An important part of EI’s work is bringing commercial partners and academic experts together to innovate through collaborative research, which includes EI helping to source funding for major projects. EI has recently helped develop partnerships with businesses including the engineering giant Babcock International, biotech firm Fujifilm Diosynth Biotechnologies and healthcare imaging specialist Canon Medical Research Europe. And the collaborations are not just in the medical, science and engineering fields. With EI’s help, the university recently signed an agreement with UNICEF to provide research.

“If we’ve got an academic who’s got an interesting research area and there’s a company that’s got a similar interest, then we’ll match up the academic with the company so they can work together on a common problem,” Baxter says.

When he was offered the top job at EI in 2016, Baxter says he saw “a huge opportunity”.

“I was really interested in the opportunity to say, wait a minute, if we’re fourth in the country on research, there’s an opportunity for someone to make a big difference, with the right resources and the right approach, to bring more of that research to have an economic impact,” he says.

Baxter says he would like to see EI producing hundreds of student start-ups per year.

“We’ve doubled the amount of venture capital that we’ve brought in over the last three years into our start-ups.

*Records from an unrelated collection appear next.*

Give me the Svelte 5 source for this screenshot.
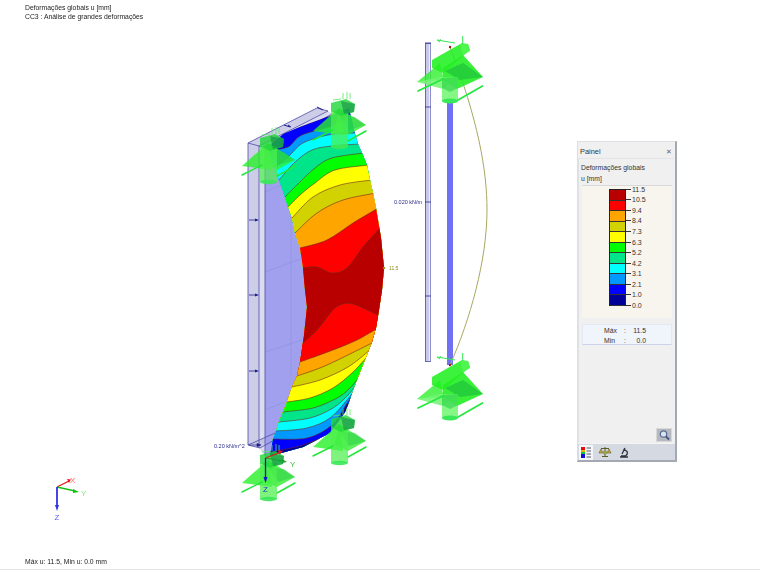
<script>
  const C = {
    navy: '#000099', blue: '#0000ff', azure: '#0099ff', cyan: '#00ffff', spring: '#00e58a',
    green: '#00ff00', yellow: '#ffff00', olive: '#d2d200', orange: '#ffa500', red: '#ff0000', dark: '#b80000'
  };
  const legend = [
    ['11.5', C.dark], ['10.5', C.red], ['9.4', C.orange], ['8.4', C.olive], ['7.3', C.yellow], ['6.3', C.green],
    ['5.2', C.spring], ['4.2', C.cyan], ['3.1', C.azure], ['2.1', C.blue], ['1.0', C.navy], ['0.0', null]
  ];
  function smooth(p) {
    let d = `M${p[0][0]} ${p[0][1]}`;
    for (let i = 0; i < p.length - 1; i++) {
      const a = p[Math.max(i - 1, 0)], b = p[i], c = p[i + 1], e = p[Math.min(i + 2, p.length - 1)];
      const c1 = [b[0] + (c[0] - a[0]) / 6, b[1] + (c[1] - a[1]) / 6];
      const c2 = [c[0] - (e[0] - b[0]) / 6, c[1] - (e[1] - b[1]) / 6];
      d += `C${c1[0].toFixed(1)} ${c1[1].toFixed(1)} ${c2[0].toFixed(1)} ${c2[1].toFixed(1)} ${c[0]} ${c[1]}`;
    }
    return d;
  }
  const bands = [
    [C.blue, [[262, 152], [283, 134], [302, 126], [332, 115], [350, 108]]],
    [C.azure, [[270, 150], [288, 147], [302, 135], [335, 125], [352, 113]]],
    [C.cyan, [[275, 168], [290, 155], [303, 143], [328, 135], [356, 133]]],
    [C.spring, [[279, 180], [295, 162], [312, 150], [332, 146], [360, 144]]],
    [C.green, [[285, 197], [298, 184], [315, 168], [332, 158], [364, 153]]],
    [C.yellow, [[288, 207], [300, 195], [315, 183], [335, 170], [369, 165]]],
    [C.olive, [[292, 218], [313, 197], [340, 185], [372, 180]]],
    [C.orange, [[295, 233], [317, 213], [343, 200], [376, 193]]],
    [C.red, [[300, 248], [327, 240], [353, 223], [380, 207]]],
    [C.dark, [[303, 268], [317, 267], [332, 273], [347, 268], [363, 247], [381, 227]]],
    [C.red, [[303, 343], [317, 330], [333, 310], [343, 304], [353, 304], [363, 308], [380, 316]]],
    [C.orange, [[300, 362], [333, 350], [357, 340], [378, 328]]],
    [C.olive, [[297, 376], [327, 365], [374, 342]]],
    [C.yellow, [[292, 387], [320, 380], [348, 367], [370, 350]]],
    [C.green, [[287, 402], [310, 398], [333, 388], [352, 373], [366, 358]]],
    [C.spring, [[283, 412], [313, 408], [337, 398], [350, 388], [360, 376]]],
    [C.cyan, [[279, 422], [310, 418], [333, 408], [348, 395], [356, 385]]],
    [C.azure, [[276, 431], [307, 428], [330, 418], [347, 400], [353, 392]]],
    [C.blue, [[273, 439], [307, 438], [332, 425], [346, 405], [351, 397]]],
    [C.navy, [[270, 452], [303, 445], [333, 431], [343, 412], [347, 404]]]
  ].map(([fill, pts]) => {
    const line = smooth(pts);
    const last = pts[pts.length - 1];
    return { fill, line, area: `${line}L400 ${last[1]}L400 470L240 470L240 ${pts[0][1]}Z` };
  });
  const outline = [
    [265, 150], [283, 134], [302, 126], [332, 115], [349, 108], [354, 130], [358, 144], [362, 153], [367, 165], [370, 180], [373, 193], [376, 208], [381, 238],
    [384, 268], [382, 290], [379, 310], [376, 328], [372, 342], [364, 362], [360, 372], [353, 390], [349, 402], [345, 412],
    [330, 433], [303, 447], [270, 456], [273, 439], [276, 431], [279, 422], [283, 412], [287, 402], [292, 387], [297, 376],
    [300, 362], [304, 335], [307, 307], [305, 290], [303, 268], [300, 248], [295, 233], [292, 218], [288, 207], [285, 197],
    [279, 180], [275, 168]
  ].map((p) => p.join(',')).join(' ');
  const face = '265,150 275,168 279,180 285,197 288,207 292,218 295,233 300,248 303,268 305,290 307,307 304,335 300,362 297,376 292,387 287,402 283,412 279,422 276,431 273,439 270,456 265,458';
  const loads = [220, 295, 371];
  const modelSupports = [[0, 0], [71, -35], [0, 317], [71, 281]];
  const planSupports = [[400, 30], [400, 347]];
  const planTicks = [43, 107, 202, 296];
</script>

<div class="page">
  <svg class="canvas" viewBox="0 0 760 570" width="760" height="570">
    <defs>
      <clipPath id="shape"><polygon points={outline} /></clipPath>
      <g id="plan-support">
        <polygon points="17,52 40,33 44,50" fill="#30f030" fill-opacity=".8" />
        <polygon points="17,52 40,47 58,47 43,59" fill="#70f470" fill-opacity=".85" />
        <polygon points="43,38 63,25 83,47 57,59 43,50" fill="#28ee28" fill-opacity=".92" />
        <polygon points="45,41 63,33 83,47 60,50" fill="#20c83c" fill-opacity=".8" />
        <rect x="42" y="47" width="16" height="24" fill="#70f670" fill-opacity=".85" />
        <ellipse cx="50" cy="71" rx="8" ry="2.400" fill="#38e858" />
        <polygon points="32,30 62,13 68,14 70,20 43,43 32,38" fill="#22f022" fill-opacity=".88" />
        <polygon points="60,14 68,14 70,21 63,25" fill="#50f650" fill-opacity=".9" />
        <polygon points="42,48 58,47 58,58 50,62 42,58" fill="#20d040" fill-opacity=".55" />
        <line x1="18" y1="61" x2="43" y2="49" stroke="#22e83c" stroke-width="1.700" stroke-linecap="round" />
        <line x1="58" y1="70" x2="82.500" y2="56" stroke="#22e83c" stroke-width="1.700" stroke-linecap="round" />
        <path d="M37 10l18 3M37 10l3 2M62.700 6v8M41 11l-1-2" stroke="#30e850" stroke-width="1" fill="none" />
      </g>
      <g id="model-support">
        <polygon points="242,166 268,143 272,170" fill="#28f028" fill-opacity=".8" />
        <polygon points="268,143 295,160 277,170 264,164" fill="#30ec30" fill-opacity=".78" />
        <polygon points="268,150 284,152 295,160 278,165" fill="#20c840" fill-opacity=".45" />
        <rect x="260" y="146" width="17" height="36" fill="#4cf04c" fill-opacity=".72" />
        <ellipse cx="268.500" cy="182" rx="8.500" ry="2.200" fill="#38e858" fill-opacity=".9" />
        <polygon points="260,138 275,134 284,139 283,147 270,151 260,146" fill="#22d83a" fill-opacity=".82" />
        <polygon points="270,136 284,139 283,147 273,149" fill="#128c48" fill-opacity=".6" />
        <line x1="242" y1="175" x2="262" y2="165" stroke="#22e83c" stroke-width="1.500" stroke-linecap="round" />
        <line x1="277" y1="176" x2="295" y2="166" stroke="#22e83c" stroke-width="1.500" stroke-linecap="round" />
        <path d="M272 134v-6M276 134v-7M279 134v-6M262 135l8-1" stroke="#50ec60" stroke-width=".8" fill="none" />
      </g>
    </defs>

    <!-- plate of the left view -->
    <polygon points="248,143 317,108 328,111 259,146 259,446 248,445" fill="#cdcde8" />
    <polygon points="259,146 328,111 332,114 265,150 265,456 259,448" fill="#dcdcf0" />
    <polygon points="248,445 260,448 277,432 300,425 259,440" fill="#c4c4e4" />
    <polygon points={face} fill="#a0a0ee" />
    <path d="M265 192L282 185M265 272L303 258M265 352L302 340M265 410L285 402" stroke="#8e8ed8" stroke-width=".6" fill="none" />
    <path d="M291 150V300M291 300V375" stroke="#8e8ed8" stroke-width=".5" fill="none" />
    <path d="M248 143L317 108L328 111L259 146ZM259 146L265 150L332 114M248 143V445L260 448M259 146V448M265 150V456M248 445L300 422M260 448L278 438" fill="none" stroke="#4c4ca6" stroke-width=".8" />
    {#each loads as y}
      <path d="M249 {y}H257" stroke="#1c1c8a" stroke-width=".8" />
      <path d="M255 {y - 1.500}L259 {y}L255 {y + 1.500}Z" fill="#1c1c8a" />
    {/each}
    <path d="M284 125L290 127M288 125L291 127M317 107L323 110" stroke="#1c1c8a" stroke-width="1" />
    <path d="M249 445H258M257 443.500L261 445L257 446.500Z" fill="#1c1c8a" stroke="#1c1c8a" stroke-width=".6" />

    <!-- deformed result -->
    <g clip-path="url(#shape)">
      {#each bands as b}
        <path d={b.area} fill={b.fill} />
      {/each}
      {#each bands as b}
        <path d={b.line} fill="none" stroke="#6e2a22" stroke-width=".6" />
      {/each}
    </g>
    <circle cx="384" cy="268" r="1.200" fill="#8c8c20" />
    <text class="olive" x="389" y="270">11.5</text>
    <text class="load" x="214" y="448">0.20 kN/m^2</text>

    <!-- right view -->
    <rect x="425.500" y="43.500" width="5" height="318" fill="#c9c9ec" stroke="#5a5ab0" stroke-width=".9" />
    <rect x="429" y="44" width="1.300" height="317" fill="#eeeefa" />
    {#each planTicks as y}
      <path d="M425 {y}H431" stroke="#3a3a98" stroke-width=".9" />
    {/each}
    <rect x="447" y="100" width="6" height="265" fill="#7070f4" />
    <path d="M450 47C478 120 487 170 487 210C487 260 470 320 450 365" fill="none" stroke="#a8a860" stroke-width="1" />
    <text class="load" x="394" y="204">0.020 kN/m</text>

    {#each planSupports as s}
      <use href="#plan-support" transform="translate({s[0]} {s[1]})" />
    {/each}
    {#each modelSupports as s}
      <use href="#model-support" transform="translate({s[0]} {s[1]})" />
    {/each}
    <circle cx="450" cy="47" r="1.200" fill="#a01818" />
    <circle cx="450" cy="365" r="1.200" fill="#a01818" />

    <!-- axes on the model -->
    <path d="M265.500 458L280 452.500" stroke="#e81818" stroke-width="1.300" />
    <path d="M278 450.500L283 451L279.500 454.500Z" fill="#e81818" />
    <path d="M265.500 458L283 461" stroke="#18a028" stroke-width="1.200" />
    <path d="M282 459L287 462L281.500 463Z" fill="#18a028" />
    <path d="M265.500 458V478" stroke="#1010d0" stroke-width="1.300" />
    <path d="M263.500 477H267.500L265.500 483Z" fill="#1010d0" />
    <text class="axis" x="290" y="467" fill="#40c040">Y</text>
    <text class="axis" x="263" y="492" fill="#2040c0">Z</text>

    <!-- global axes -->
    <path d="M57 487L69 481" stroke="#f01818" stroke-width="1.300" />
    <path d="M67 479L71 479.500L69 483Z" fill="#f01818" />
    <path d="M57 487L75 491" stroke="#12c012" stroke-width="1.300" />
    <path d="M73 489L79 492L73 493Z" fill="#12c012" />
    <path d="M57 487V506" stroke="#3030e8" stroke-width="1.800" />
    <path d="M55 505H59L57 511Z" fill="#3030e8" />
    <text class="axis" x="70" y="483" fill="#ff7070">X</text>
    <text class="axis" x="81" y="496" fill="#80e880">Y</text>
    <text class="axis" x="54.500" y="520" fill="#6060f0">Z</text>
  </svg>

  <header class="title">
    <div>Deformações globais u [mm]</div>
    <div>CC3 : Análise de grandes deformações</div>
  </header>

  <footer class="status">Máx u: 11.5, Min u: 0.0 mm</footer>

  <aside class="panel">
    <div class="panel-head"><span>Painel</span><span class="close">✕</span></div>
    <div class="panel-body">
      <div class="caption">Deformações globais</div>
      <div class="caption">u [mm]</div>
      <div class="legend">
        <div class="scale">
          <div class="swatches">
            {#each legend.slice(0, 11) as row}
              <div class="swatch" style="background:{row[1]}"></div>
            {/each}
          </div>
          <div class="labels">
            {#each legend as row}
              <div class="label"><i></i><span>{row[0]}</span></div>
            {/each}
          </div>
        </div>
      </div>
      <div class="stats">
        <div class="stat"><span>Máx</span><span>:</span><span>11.5</span></div>
        <div class="stat"><span>Min</span><span>:</span><span>0.0</span></div>
      </div>
      <div class="tool-row">
        <button class="zoom-btn" aria-label="Lupa">
          <svg viewBox="0 0 16 14" width="16" height="14">
            <circle cx="7.500" cy="6" r="3.200" fill="#d8e4f4" stroke="#5a6a90" stroke-width="1.200" />
            <path d="M10 8.500L13 11.500" stroke="#46557c" stroke-width="1.800" />
          </svg>
        </button>
      </div>
    </div>
    <div class="tabs">
      <span class="tab active">
        <svg viewBox="0 0 13 13" width="13" height="13">
          <rect x="1" y="1" width="4" height="3" fill="#e01010" />
          <rect x="1" y="4" width="4" height="2" fill="#f0b000" />
          <rect x="1" y="6" width="4" height="2" fill="#10c040" />
          <rect x="1" y="8" width="4" height="4" fill="#1010d0" />
          <path d="M6.500 2H11M6.500 5H11M6.500 8H11M6.500 11H11" stroke="#8a8f98" stroke-width="1.300" />
        </svg>
      </span>
      <span class="tab">
        <svg viewBox="0 0 14 12" width="14" height="12">
          <path d="M7 1V10M3 2.500H11M4 10.500H10" stroke="#5e5a30" stroke-width="1" />
          <path d="M3 3L1 7H5ZM11 3L9 7H13Z" fill="#c8a838" stroke="#5e5a30" stroke-width=".6" />
          <circle cx="7" cy="6.500" r="2.200" fill="#98a050" />
        </svg>
      </span>
      <span class="tab">
        <svg viewBox="0 0 12 12" width="12" height="12">
          <path d="M2 11H10M7 2L4 8M5.500 3L9 5.500A3.500 3.500 0 0 1 7 10H3" stroke="#30343c" stroke-width="1.300" fill="none" />
        </svg>
      </span>
    </div>
  </aside>
</div>

<style>
  :global(body) { margin: 0; background: #fff; }
  .page {
    position: relative;
    width: 760px;
    height: 570px;
    display: flex;
    flex-direction: column;
    justify-content: space-between;
    box-sizing: border-box;
    padding: 3px 0 3px 25px;
    border-bottom: 1px solid #e4e4e4;
    overflow: hidden;
    font-family: "Liberation Sans", Arial, sans-serif;
    color: #222;
    font-size: 6.800px;
    line-height: 9px;
    filter: blur(.3px);
  }
  .canvas { position: absolute; left: 0; top: 0; }
  .title, .status { position: relative; }
  .load { font-size: 5.500px; fill: #2a2a8c; font-family: "Liberation Sans", sans-serif; }
  .olive { font-size: 5px; fill: #8c8c20; font-family: "Liberation Sans", sans-serif; }
  .axis { font-size: 8px; font-family: "Liberation Sans", sans-serif; }

  .panel {
    position: absolute;
    left: 577px;
    top: 141px;
    width: 100px;
    height: 321px;
    box-sizing: border-box;
    display: flex;
    flex-direction: column;
    background: #f0f0f0;
    border: 1px solid #dcdfe4;
    border-right: 2px solid #a4a8b0;
    border-bottom: 2px solid #a4a8b0;
    color: #333;
    font-size: 6.800px;
  }
  .panel-head {
    height: 16px;
    display: flex;
    align-items: center;
    justify-content: space-between;
    padding: 2px 3px 0 2px;
    box-sizing: border-box;
    font-size: 7.400px;
    flex: none;
  }
  .close { font-size: 7px; color: #666; }
  .panel-body {
    flex: 1;
    min-height: 0;
    display: flex;
    flex-direction: column;
    padding: 3px 2px 1px 3px;
    border-top: 1px solid #e2e4e8;
    border-left: 1px solid #dfe1e5;
    margin: 0 1px 0 0;
  }
  .caption { height: 11px; line-height: 11px; margin-left: -1px; }
  .legend {
    height: 133px;
    margin-top: 1px;
    background: #f8f5ee;
    border-top: 1px solid #d8d8d8;
    box-sizing: border-box;
    flex: none;
  }
  .scale { display: flex; margin: 2px 0 0 27px; }
  .swatches { width: 17px; border: 1px solid #222; box-sizing: border-box; height: 117px; margin-top: 1px; }
  .swatch { height: 10.550px; box-sizing: border-box; border-bottom: .5px solid #333; }
  .labels { display: flex; flex-direction: column; margin-top: -4px; }
  .label { height: 10.560px; display: flex; align-items: center; }
  .label i { display: block; width: 5px; height: 1px; background: #333; margin-right: 1px; }
  .label span { font-size: 7px; color: #333; }
  .stats {
    margin-top: 6px;
    height: 21px;
    background: #f0f4fb;
    border: 1px solid #e4e8f4;
    border-bottom-color: #cdd2ec;
    box-sizing: border-box;
    padding: 1px 0 0 21px;
    flex: none;
  }
  .stat {
    display: grid;
    grid-template-columns: 15px 12px 15px;
    height: 10px;
    line-height: 10px;
    justify-content: start;
    text-align: center;
  }
  .stat span:first-child { text-align: left; }
  .stat span:last-child { text-align: right; }
  .tool-row { margin-top: auto; display: flex; justify-content: flex-end; }
  .zoom-btn {
    width: 16px;
    height: 14px;
    padding: 0;
    border: 1px solid #d8d8d8;
    background: #b4b8c0;
    display: block;
    line-height: 0;
  }
  .zoom-btn svg { display: block; margin: -1px; }
  .tabs {
    height: 16px;
    flex: none;
    display: flex;
    align-items: center;
    gap: 5px;
    background: #d4d9e2;
    border-top: 1px solid #f4f4f4;
    padding-left: 1px;
  }
  .tab { display: flex; width: 14px; height: 15px; align-items: center; justify-content: center; }
  .tab.active { background: #f4f6fa; }
</style>
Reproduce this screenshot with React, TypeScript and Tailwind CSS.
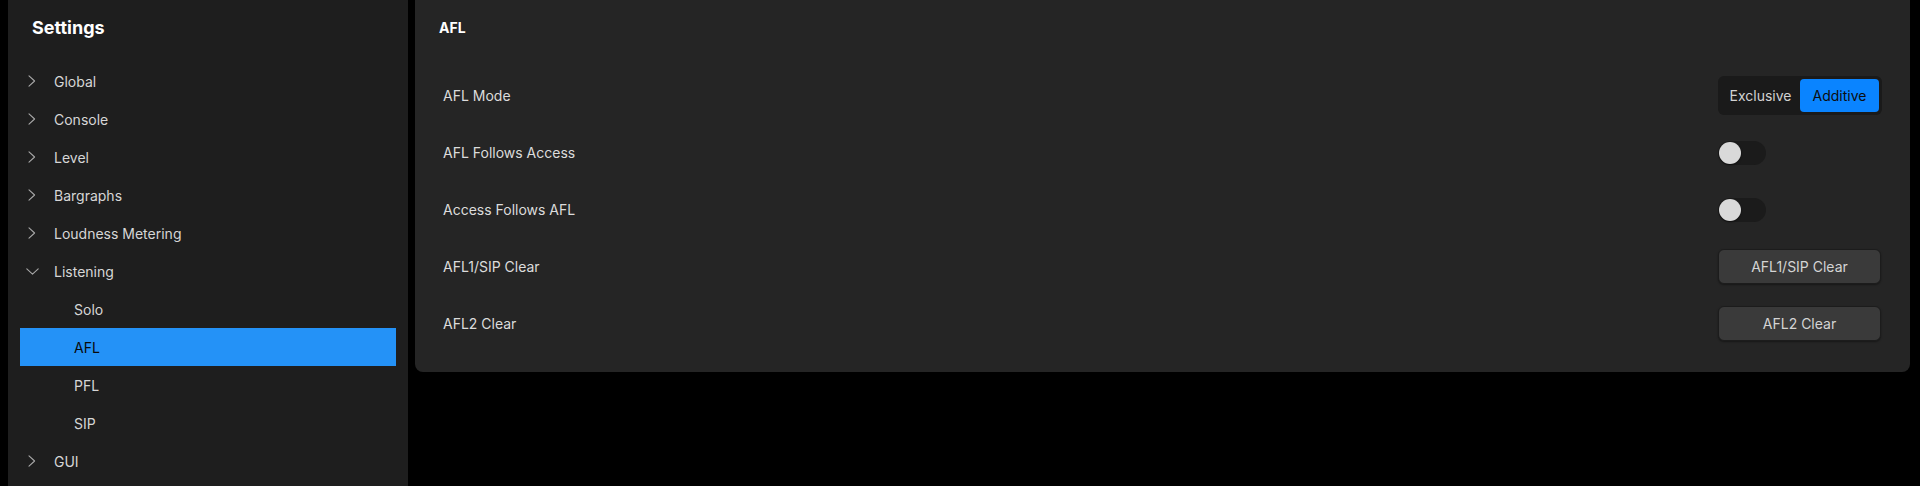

We’ve gone from about 50 start-ups a year and this year we’re hoping to break 100. We’ll probably do 120.

“We’re absolutely going to keep growing. I don’t see any reason why we can’t do 200 start-ups. We’ve gone from about 60 to 100 staff in the last three years.”

However, when it comes to spin-outs, Baxter says: “It’s really important you focus on the ones that are quality.

“We don’t have any particular target for spin-outs,” he says. “Some people say, ‘why don’t we do 20 spin-outs a year?’ I’d rather do three really high-quality spin-outs, than do six that were going to die within a year or two, because it takes a lot of time and effort to do a spin-out company.

“Our track record on that’s excellent: 85 per cent of our spin-outs are still operating from the last ten years.”

On top of the work EI does for staff and students, it has an important role in the £1.3bn Edinburgh and South East Scotland City Region Deal.

The university is playing a central role in making the region the ‘data capital of Europe’, including leading efforts to launch an additional 400 data-centric companies over the deal’s 15-year span.

“The city deal takes us into a completely different sphere, where we’re leading on an activity which is of a scale that can affect the whole country’s economy,” Baxter explains.

“The investment from the government is to set up a number of new innovation institutes and support infrastructure and a programme of work over a 10 to 15-year period.”

He says examples of the university’s “data-driven innovation” work include the creation of the Usher Institute, which was set up in 2015 to “strive for and work towards the data-enabled transformation of health”.

Another is the Bayes Centre, the university’s hub for data science and artificial intelligence, which was opened in October 2018 and Baxter says is now home to “600 people” bringing together “world-leading academic excellence” from mathematical, computational, engineering and natural sciences.

Baxter also notes the Edinburgh Futures Institute (EFI), under construction at the old Royal Infirmary Hospital site at Lauriston, which will “tackle the world’s big social and environmental problems using data-driven innovation”.

“It’s all about what the challenges are, such as global warming, modern slavery, how can data-driven innovation tackle all of those as well?”

EI is always on the lookout for more industrial partners and Baxter encourages those interested.

“If you’ve got a problem or an issue or something that interests you, we’ll find the best person within the university to go and talk to,” he says.

“Our job is to make it easy for you to find the right person at the university and make it easy for you to work with them, so that everybody wins.”